Tens of thousands of people took to the street during the country’s second general strike in a month as workers across the country walked off the job to protest new austerity measures the government is negotiating with Greece’s international creditors.
The measures for 2013-2014, worth 13.5 billion euros (US$17.7 billion), aim to prevent the country from going bankrupt and potentially having to leave the 17-nation eurozone.
Riot police responded with volleys of tear gas and stun grenades in the capital’s Syntagma Square outside Parliament as protesters scattered during the clashes, which continued on and off for about an hour.
Four demonstrators were injured after being hit by police, volunteer paramedics said.
Hundreds of police had been deployed in the Greek capital ahead of the demonstration, as such protests often turn violent.
However, a protest march by about 17,000 people in the northern city of Thessaloniki ended peacefully.
Yesterday’s strike was timed to coincide with an EU summit in Brussels later in the day, at which Greece’s economic fate will likely feature large.
The strike grounded flights, shut down public services, closed schools, hospitals and shops and hampered public transport in the capital. Taxi drivers joined in for nine hours, while a three-hour work stoppage by air traffic controllers led to flight cancellations. Islands were left cut off as ferries stayed in ports.
Athens has seen hundreds of anti-austerity protests over the past three years, since Greece revealed it had been misreporting its public finance figures. With confidence ravaged and austerity demanded, the country has sunk into a deep economic recession that has many of the same hallmarks of the Great Depression of the 1930s.
“We are sinking in a swamp of recession and it’s getting worse,” said Dimitris Asimakopoulos, head of the GSEVEE small business and industry association. “180,000 businesses are on the brink and 70,000 of them are expected to close in the next few months.”

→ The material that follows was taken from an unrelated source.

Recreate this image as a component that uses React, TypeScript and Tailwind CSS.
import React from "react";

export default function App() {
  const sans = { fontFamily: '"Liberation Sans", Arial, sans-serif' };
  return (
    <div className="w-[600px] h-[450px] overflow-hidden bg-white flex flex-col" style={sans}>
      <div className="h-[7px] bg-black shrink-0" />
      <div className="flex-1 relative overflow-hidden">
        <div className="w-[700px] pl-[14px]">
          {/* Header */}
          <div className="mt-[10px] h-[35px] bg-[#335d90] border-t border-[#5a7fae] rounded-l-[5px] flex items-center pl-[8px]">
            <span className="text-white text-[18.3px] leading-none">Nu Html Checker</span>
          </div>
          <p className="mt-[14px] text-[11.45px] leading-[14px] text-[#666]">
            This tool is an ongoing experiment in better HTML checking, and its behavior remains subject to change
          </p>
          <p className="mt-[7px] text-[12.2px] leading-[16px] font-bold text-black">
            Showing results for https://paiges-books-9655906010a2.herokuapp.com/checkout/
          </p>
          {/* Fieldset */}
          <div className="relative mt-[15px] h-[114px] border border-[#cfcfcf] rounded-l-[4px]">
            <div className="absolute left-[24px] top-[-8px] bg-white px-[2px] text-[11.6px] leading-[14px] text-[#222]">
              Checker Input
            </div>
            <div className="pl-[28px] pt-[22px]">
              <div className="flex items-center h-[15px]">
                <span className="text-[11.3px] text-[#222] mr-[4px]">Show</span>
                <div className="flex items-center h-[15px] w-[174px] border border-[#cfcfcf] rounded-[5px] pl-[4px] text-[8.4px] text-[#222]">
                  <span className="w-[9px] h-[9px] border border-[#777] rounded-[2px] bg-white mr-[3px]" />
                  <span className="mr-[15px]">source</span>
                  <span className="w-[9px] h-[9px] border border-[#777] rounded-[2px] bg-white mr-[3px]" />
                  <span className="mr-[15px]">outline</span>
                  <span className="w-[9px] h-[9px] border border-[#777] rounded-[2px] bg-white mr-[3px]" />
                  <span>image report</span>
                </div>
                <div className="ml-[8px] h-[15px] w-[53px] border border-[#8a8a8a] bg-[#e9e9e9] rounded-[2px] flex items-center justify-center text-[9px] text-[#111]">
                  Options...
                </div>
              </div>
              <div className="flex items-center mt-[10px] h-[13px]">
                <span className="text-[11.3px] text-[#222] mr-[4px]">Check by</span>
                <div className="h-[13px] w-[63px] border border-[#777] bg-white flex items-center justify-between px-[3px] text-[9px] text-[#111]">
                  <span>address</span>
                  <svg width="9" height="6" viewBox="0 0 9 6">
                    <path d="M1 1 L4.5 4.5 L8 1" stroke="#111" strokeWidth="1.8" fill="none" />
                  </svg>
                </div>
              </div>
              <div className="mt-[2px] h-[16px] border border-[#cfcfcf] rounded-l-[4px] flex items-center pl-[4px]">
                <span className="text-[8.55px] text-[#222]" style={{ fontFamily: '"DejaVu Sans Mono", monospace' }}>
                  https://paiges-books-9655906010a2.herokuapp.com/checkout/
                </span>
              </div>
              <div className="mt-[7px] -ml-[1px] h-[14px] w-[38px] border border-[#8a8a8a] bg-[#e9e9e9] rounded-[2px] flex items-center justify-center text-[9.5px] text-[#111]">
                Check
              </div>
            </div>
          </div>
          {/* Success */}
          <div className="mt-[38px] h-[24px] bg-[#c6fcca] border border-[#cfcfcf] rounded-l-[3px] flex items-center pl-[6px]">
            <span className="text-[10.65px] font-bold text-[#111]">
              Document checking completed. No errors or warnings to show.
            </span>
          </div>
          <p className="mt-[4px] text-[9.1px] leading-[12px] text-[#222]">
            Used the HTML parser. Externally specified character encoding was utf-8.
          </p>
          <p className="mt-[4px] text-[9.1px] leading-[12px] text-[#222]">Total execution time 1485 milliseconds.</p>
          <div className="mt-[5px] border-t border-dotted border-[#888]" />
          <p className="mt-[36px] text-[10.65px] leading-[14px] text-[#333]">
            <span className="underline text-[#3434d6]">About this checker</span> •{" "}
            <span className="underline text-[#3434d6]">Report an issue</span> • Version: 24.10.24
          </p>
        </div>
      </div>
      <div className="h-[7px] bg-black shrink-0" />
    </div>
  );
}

Higher taxes expected to be levied in the new austerity program will destroy many of the struggling businesses that have managed to weather three years of the crisis so far, he said.

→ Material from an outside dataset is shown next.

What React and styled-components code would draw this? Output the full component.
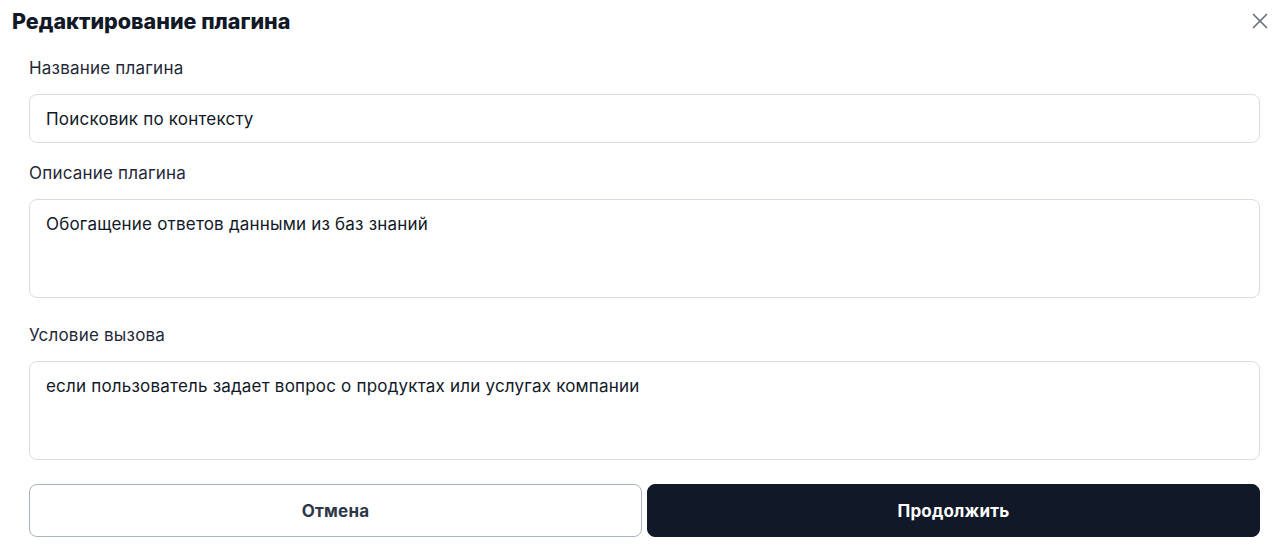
import React from 'react';
import styled, { createGlobalStyle } from 'styled-components';
import { X } from 'lucide-react';

const GlobalStyle = createGlobalStyle`
  html, body {
    margin: 0;
    padding: 0;
    background: #ffffff;
  }
  body {
    font-family: Inter, "Noto Sans", "Liberation Sans", sans-serif;
    color: #111827;
  }
  * {
    box-sizing: border-box;
  }
`;

const Modal = styled.div`
  width: 1280px;
  height: 547px;
  display: flex;
  flex-direction: column;
  padding: 6px 7px 0 12px;
`;

const Header = styled.div`
  display: flex;
  align-items: center;
  justify-content: space-between;
  height: 30px;
`;

const Title = styled.h2`
  margin: 0;
  font-size: 21.5px;
  font-weight: 800;
  color: #111827;
`;

const CloseButton = styled.button`
  border: none;
  background: none;
  padding: 0;
  display: flex;
  color: #6b7280;
  cursor: pointer;
`;

const Form = styled.div`
  display: flex;
  flex-direction: column;
  padding: 0 13px 0 17px;
  margin-top: 20px;
  letter-spacing: 0.2px;
`;

const Field = styled.div`
  display: flex;
  flex-direction: column;
  gap: 14px;
  margin-bottom: ${(p) => p.$after || 18}px;
`;

const Label = styled.label`
  font-size: 17px;
  line-height: 24px;
  color: #1f2937;
`;

const Input = styled.input`
  height: 49px;
  border: 1px solid #d9dde3;
  border-radius: 8px;
  padding: 0 16px;
  font: inherit;
  font-size: 17px;
  letter-spacing: inherit;
  color: #111827;
  outline: none;
`;

const TextArea = styled.textarea`
  display: block;
  height: 99px;
  border: 1px solid #d9dde3;
  border-radius: 8px;
  padding: 12px 16px;
  font: inherit;
  font-size: 17px;
  line-height: 24px;
  letter-spacing: inherit;
  color: #111827;
  resize: none;
  outline: none;
`;

const Actions = styled.div`
  display: grid;
  grid-template-columns: 1fr 1fr;
  gap: 5px;
  margin-top: 6px;
`;

const Button = styled.button`
  height: 53px;
  border-radius: 8px;
  font: inherit;
  font-size: 17px;
  font-weight: 700;
  letter-spacing: inherit;
  cursor: pointer;
  border: 1px solid ${(p) => (p.$primary ? '#111827' : '#a9b2c3')};
  background: ${(p) => (p.$primary ? '#111827' : '#ffffff')};
  color: ${(p) => (p.$primary ? '#ffffff' : '#2d3748')};
`;

export default function App() {
  return (
    <>
      <GlobalStyle />
      <Modal>
        <Header>
          <Title>Редактирование плагина</Title>
          <CloseButton aria-label="Закрыть">
            <X size={26} strokeWidth={1.6} />
          </CloseButton>
        </Header>
        <Form>
          <Field>
            <Label>Название плагина</Label>
            <Input defaultValue="Поисковик по контексту" />
          </Field>
          <Field $after={25}>
            <Label>Описание плагина</Label>
            <TextArea defaultValue="Обогащение ответов данными из баз знаний" />
          </Field>
          <Field $after={18}>
            <Label>Условие вызова</Label>
            <TextArea defaultValue="если пользователь задает вопрос о продуктах или услугах компании" />
          </Field>
          <Actions>
            <Button>Отмена</Button>
            <Button $primary>Продолжить</Button>
          </Actions>
        </Form>
      </Modal>
    </>
  );
}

“In 2011, only 20 percent of businesses were profitable. So these new tax measures present small businesses with a choice: Dodge taxes or close your shop,” Asimakopoulos said.

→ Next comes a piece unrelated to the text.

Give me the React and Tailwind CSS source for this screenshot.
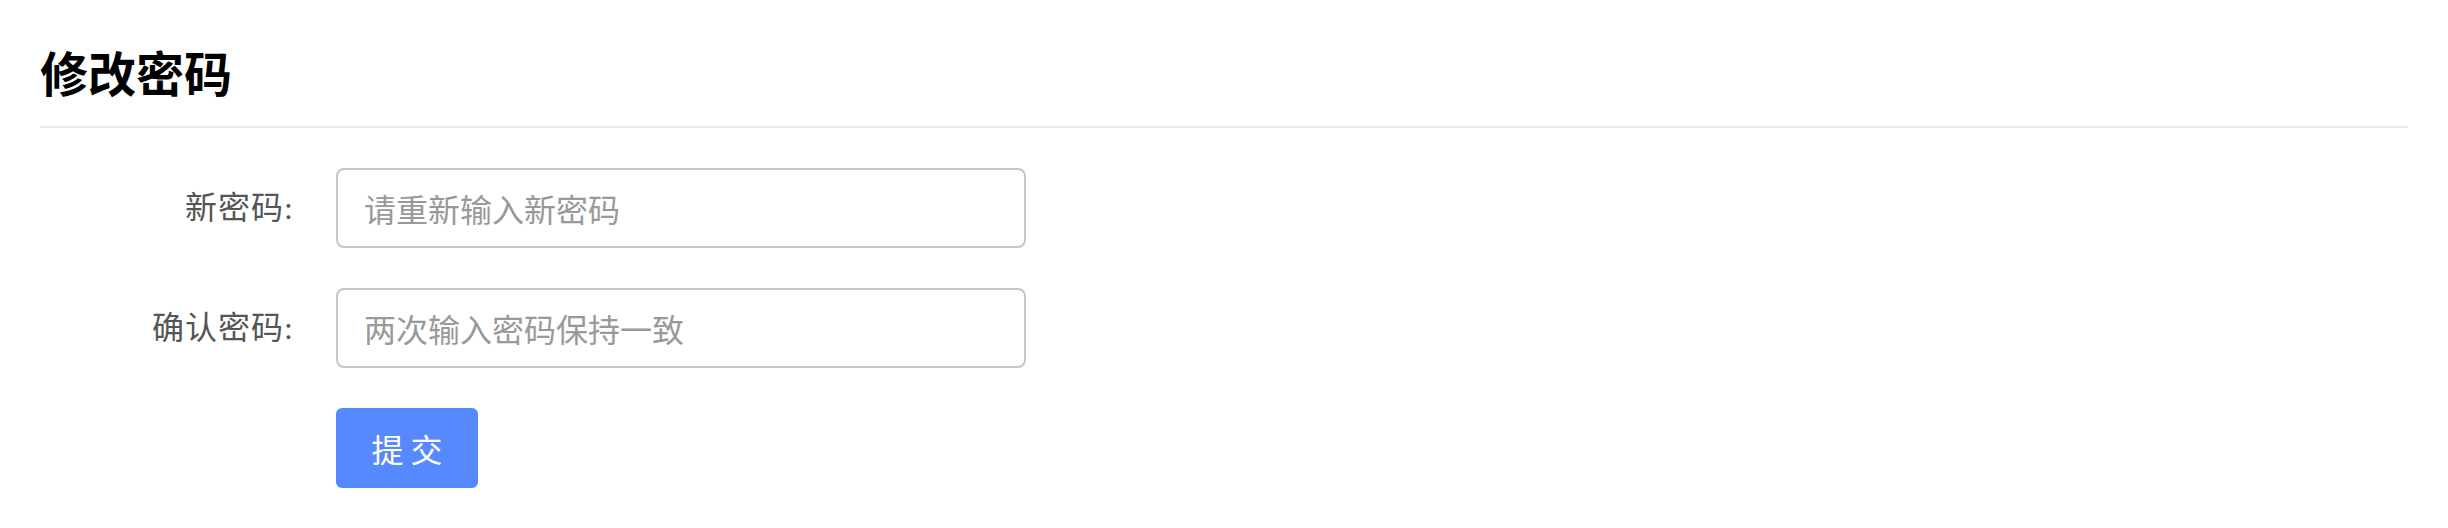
export default function App() {
  return (
    <div className="min-h-[528px] bg-white px-[40px] pt-[40px]" style={{ fontFamily: '"Liberation Serif", "Noto Sans CJK SC", serif' }}>
      <div className="border-b-2 border-[#ebebeb] pb-[14px]">
        <h2 className="text-[48px] leading-[72px] font-bold text-black">修改密码</h2>
      </div>

      <form className="mt-[40px] flex flex-col gap-[40px]" onSubmit={(e) => e.preventDefault()}>
        <div className="flex items-center">
          <label className="w-[296px] pr-[42px] text-right text-[32px] leading-[80px] text-[#555] tracking-[1px]">新密码:</label>
          <input
            type="password"
            placeholder="请重新输入新密码"
            className="h-[80px] w-[690px] rounded-[8px] border-2 border-[#c4c6cd] px-[26px] text-[32px] text-[#555] outline-none placeholder:text-[#999]"
            style={{ fontFamily: '"Noto Sans CJK SC", sans-serif' }}
          />
        </div>
        <div className="flex items-center">
          <label className="w-[296px] pr-[42px] text-right text-[32px] leading-[80px] text-[#555] tracking-[1px]">确认密码:</label>
          <input
            type="password"
            placeholder="两次输入密码保持一致"
            className="h-[80px] w-[690px] rounded-[8px] border-2 border-[#c4c6cd] px-[26px] text-[32px] text-[#555] outline-none placeholder:text-[#999]"
            style={{ fontFamily: '"Noto Sans CJK SC", sans-serif' }}
          />
        </div>
        <div className="flex">
          <div className="w-[296px]" />
          <button
            type="submit"
            className="h-[80px] w-[142px] rounded-[6px] bg-[#5689fd] text-[32px] text-white"
            style={{ fontFamily: '"Noto Sans CJK SC", sans-serif' }}
          >
            提 交
          </button>
        </div>
      </form>
    </div>
  );
}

The country is surviving with the help of two massive international bailouts worth a total of 240 billion euros. To secure them, it has committed to drastic spending cuts, tax hikes and reforms, all with the aim of getting the state coffers back under some sort of control.
However, while significantly reducing the country’s annual borrowing, the measures have made the recession worse. By the end of next year, the Greek economy is expected to be around a quarter of the size it was in 2008. And with one in four workers out of a job, Greece has, along with Spain, the highest unemployment rate in the 27-nation EU.
The country’s four-month-old coalition government is negotiating a new austerity package with debt inspectors from the EU, IMF and European Central Bank. The idea is to save 11 billion euros in spending — largely on pensions and healthcare — and raise an extra 2.5 billion euros through taxes.
After more than a month-and-a-half of arguing, a deal seems close. On Wednesday, representatives from the EU, IMF and European Central Bank, said there was agreement on “most of the core measures needed to restore the momentum of reform” and that the rest of the issues should be resolved in coming days.
Greece is also seeking a two-year extension to its economic recovery program, due to end in 2014. Without the extension, it would need to take 18 billion euros worth of measures instead of the 13.5 billion euros it is currently negotiating.